Omit all images, then return the remaining material exactly as it stands.
_____
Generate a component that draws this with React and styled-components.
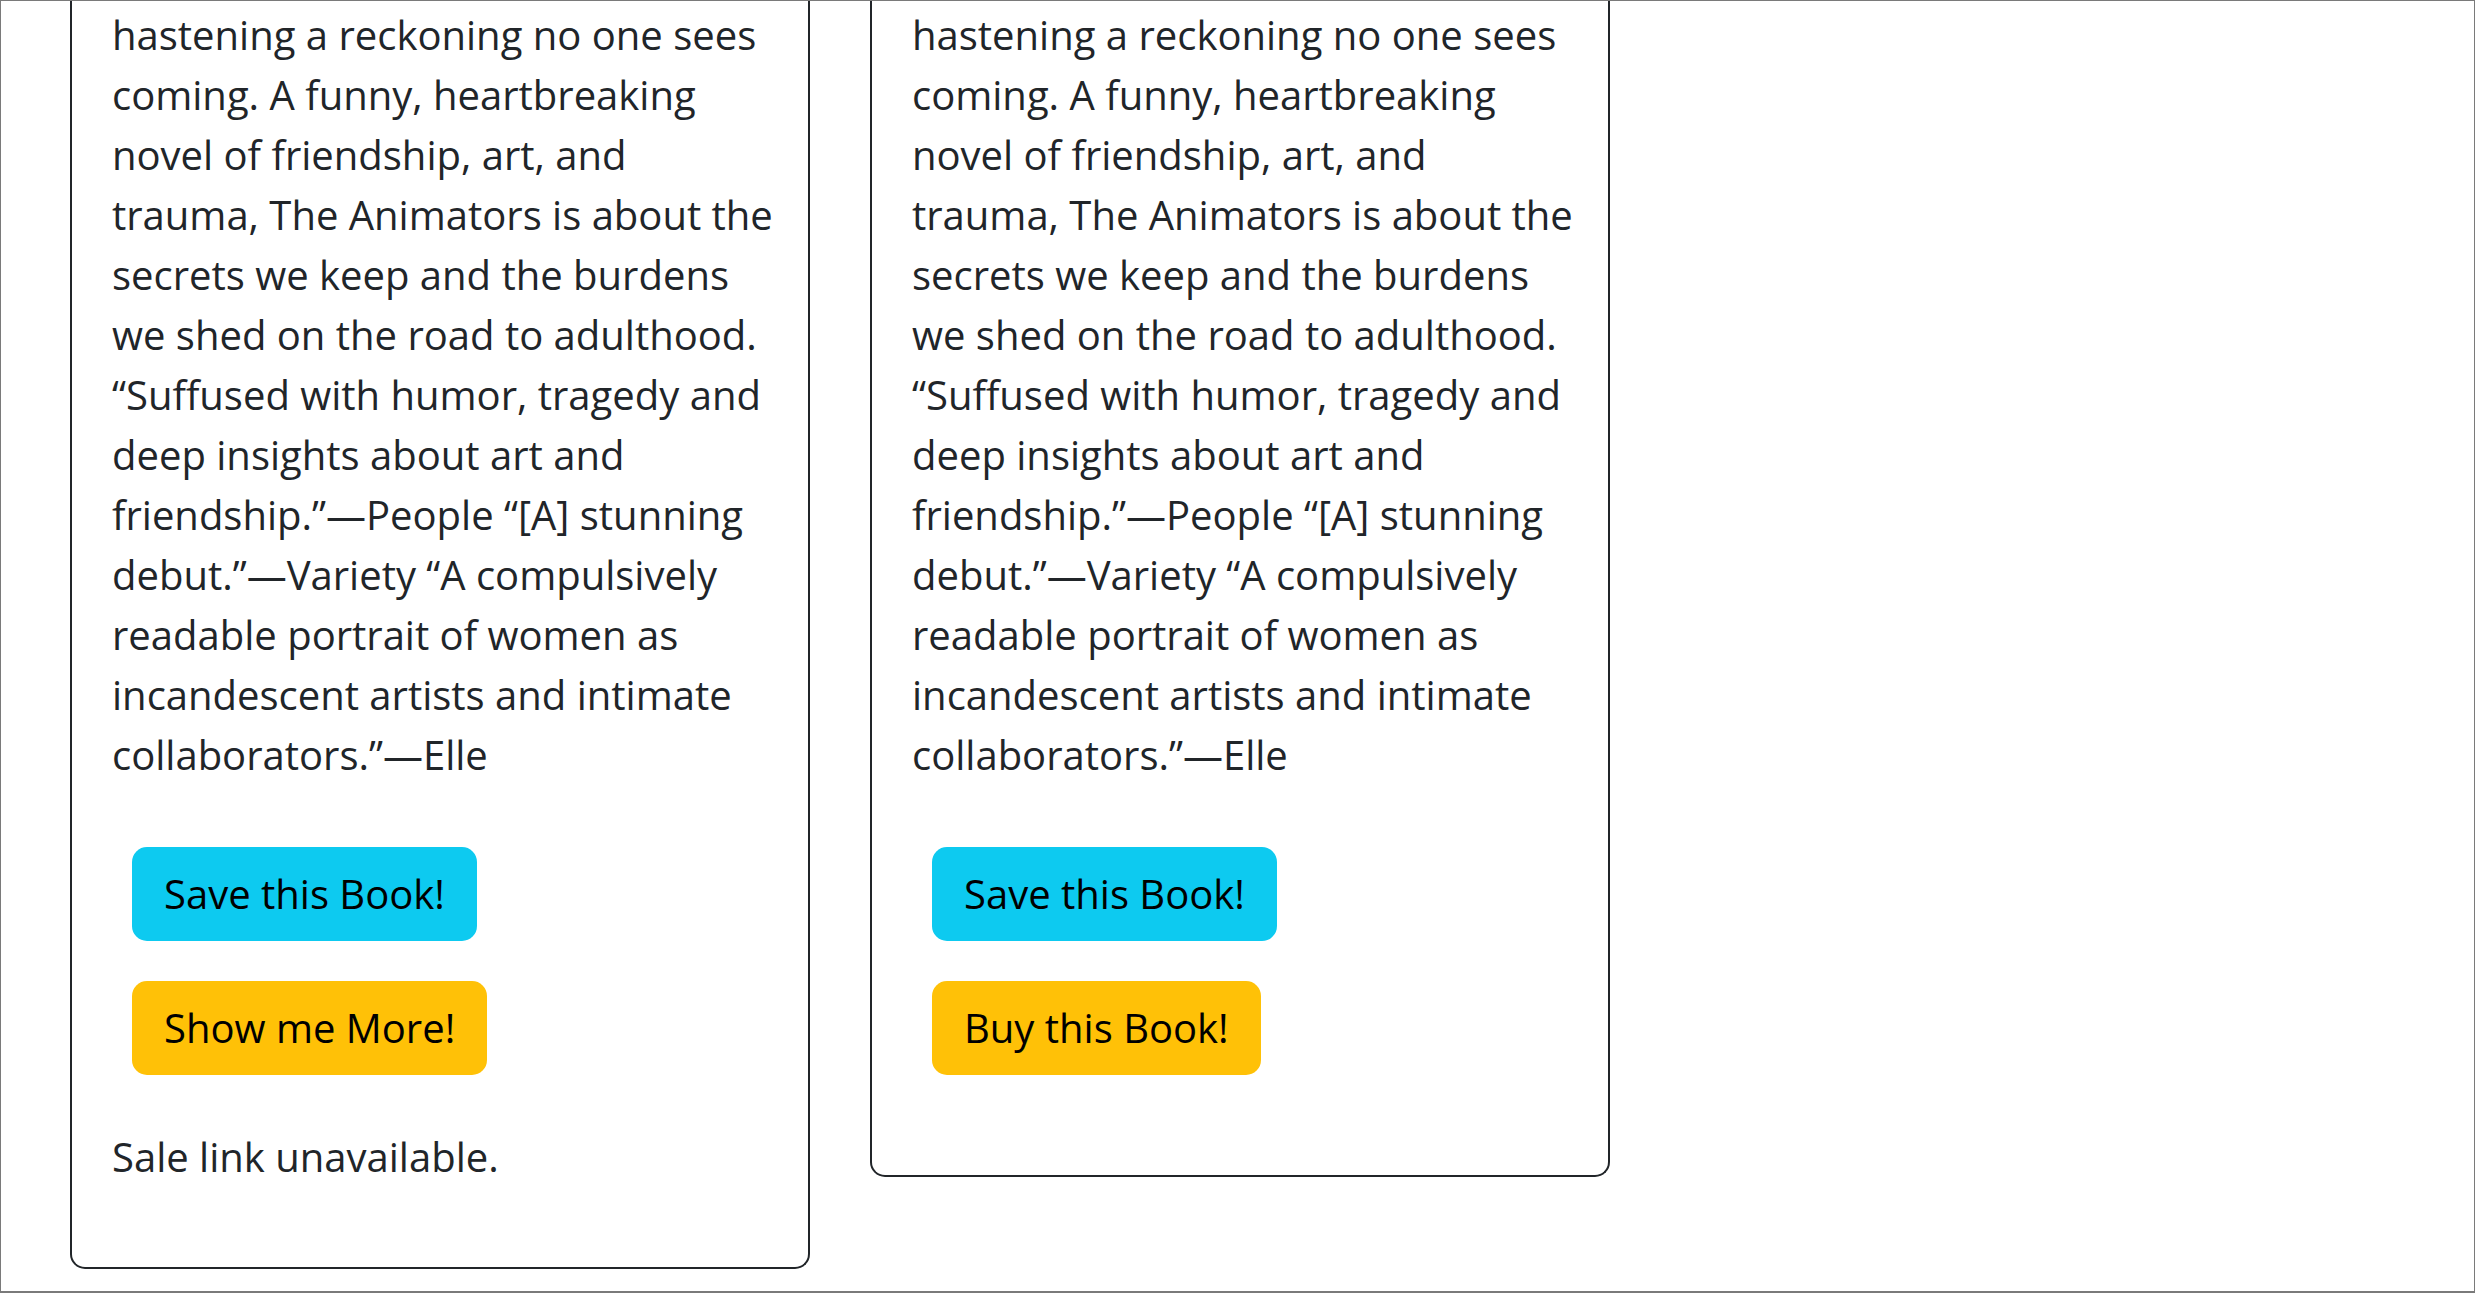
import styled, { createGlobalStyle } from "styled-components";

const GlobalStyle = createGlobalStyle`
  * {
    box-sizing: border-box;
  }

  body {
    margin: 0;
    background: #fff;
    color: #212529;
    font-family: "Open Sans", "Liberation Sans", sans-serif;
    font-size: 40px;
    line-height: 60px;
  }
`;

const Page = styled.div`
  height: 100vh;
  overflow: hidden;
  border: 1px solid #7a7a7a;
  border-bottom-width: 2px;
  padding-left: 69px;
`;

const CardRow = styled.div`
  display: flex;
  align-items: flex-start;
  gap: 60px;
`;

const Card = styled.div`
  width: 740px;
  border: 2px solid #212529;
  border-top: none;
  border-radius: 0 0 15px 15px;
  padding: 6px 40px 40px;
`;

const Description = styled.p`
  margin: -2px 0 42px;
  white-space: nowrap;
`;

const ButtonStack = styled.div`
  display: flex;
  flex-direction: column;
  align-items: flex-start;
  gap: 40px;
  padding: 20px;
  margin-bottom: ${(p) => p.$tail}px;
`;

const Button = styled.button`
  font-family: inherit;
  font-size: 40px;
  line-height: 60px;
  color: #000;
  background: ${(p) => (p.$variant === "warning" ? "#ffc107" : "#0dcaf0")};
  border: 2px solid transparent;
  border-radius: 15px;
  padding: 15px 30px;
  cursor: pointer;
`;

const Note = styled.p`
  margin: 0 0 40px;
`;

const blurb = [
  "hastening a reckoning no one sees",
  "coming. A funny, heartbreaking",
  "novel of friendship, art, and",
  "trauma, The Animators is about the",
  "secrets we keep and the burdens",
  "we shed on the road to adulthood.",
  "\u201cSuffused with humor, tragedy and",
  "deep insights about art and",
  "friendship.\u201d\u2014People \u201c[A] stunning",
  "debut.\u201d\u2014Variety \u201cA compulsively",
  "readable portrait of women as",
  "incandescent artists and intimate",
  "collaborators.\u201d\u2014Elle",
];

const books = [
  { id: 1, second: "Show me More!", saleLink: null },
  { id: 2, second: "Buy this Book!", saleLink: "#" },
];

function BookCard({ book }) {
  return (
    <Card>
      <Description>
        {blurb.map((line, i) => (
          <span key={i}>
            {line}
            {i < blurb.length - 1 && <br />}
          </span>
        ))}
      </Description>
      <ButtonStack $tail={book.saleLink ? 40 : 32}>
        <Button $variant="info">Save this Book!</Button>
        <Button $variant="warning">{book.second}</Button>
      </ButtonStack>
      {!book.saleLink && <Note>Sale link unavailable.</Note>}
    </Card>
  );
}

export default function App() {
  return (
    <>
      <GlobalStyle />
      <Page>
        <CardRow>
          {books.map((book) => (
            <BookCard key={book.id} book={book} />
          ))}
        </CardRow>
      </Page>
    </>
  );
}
_____
→ Output
Generate a component that draws this with React and styled-components.
import styled, { createGlobalStyle } from "styled-components";

const GlobalStyle = createGlobalStyle`
  * {
    box-sizing: border-box;
  }

  body {
    margin: 0;
    background: #fff;
    color: #212529;
    font-family: "Open Sans", "Liberation Sans", sans-serif;
    font-size: 40px;
    line-height: 60px;
  }
`;

const Page = styled.div`
  height: 100vh;
  overflow: hidden;
  border: 1px solid #7a7a7a;
  border-bottom-width: 2px;
  padding-left: 69px;
`;

const CardRow = styled.div`
  display: flex;
  align-items: flex-start;
  gap: 60px;
`;

const Card = styled.div`
  width: 740px;
  border: 2px solid #212529;
  border-top: none;
  border-radius: 0 0 15px 15px;
  padding: 6px 40px 40px;
`;

const Description = styled.p`
  margin: -2px 0 42px;
  white-space: nowrap;
`;

const ButtonStack = styled.div`
  display: flex;
  flex-direction: column;
  align-items: flex-start;
  gap: 40px;
  padding: 20px;
  margin-bottom: ${(p) => p.$tail}px;
`;

const Button = styled.button`
  font-family: inherit;
  font-size: 40px;
  line-height: 60px;
  color: #000;
  background: ${(p) => (p.$variant === "warning" ? "#ffc107" : "#0dcaf0")};
  border: 2px solid transparent;
  border-radius: 15px;
  padding: 15px 30px;
  cursor: pointer;
`;

const Note = styled.p`
  margin: 0 0 40px;
`;

const blurb = [
  "hastening a reckoning no one sees",
  "coming. A funny, heartbreaking",
  "novel of friendship, art, and",
  "trauma, The Animators is about the",
  "secrets we keep and the burdens",
  "we shed on the road to adulthood.",
  "\u201cSuffused with humor, tragedy and",
  "deep insights about art and",
  "friendship.\u201d\u2014People \u201c[A] stunning",
  "debut.\u201d\u2014Variety \u201cA compulsively",
  "readable portrait of women as",
  "incandescent artists and intimate",
  "collaborators.\u201d\u2014Elle",
];

const books = [
  { id: 1, second: "Show me More!", saleLink: null },
  { id: 2, second: "Buy this Book!", saleLink: "#" },
];

function BookCard({ book }) {
  return (
    <Card>
      <Description>
        {blurb.map((line, i) => (
          <span key={i}>
            {line}
            {i < blurb.length - 1 && <br />}
          </span>
        ))}
      </Description>
      <ButtonStack $tail={book.saleLink ? 40 : 32}>
        <Button $variant="info">Save this Book!</Button>
        <Button $variant="warning">{book.second}</Button>
      </ButtonStack>
      {!book.saleLink && <Note>Sale link unavailable.</Note>}
    </Card>
  );
}

export default function App() {
  return (
    <>
      <GlobalStyle />
      <Page>
        <CardRow>
          {books.map((book) => (
            <BookCard key={book.id} book={book} />
          ))}
        </CardRow>
      </Page>
    </>
  );
}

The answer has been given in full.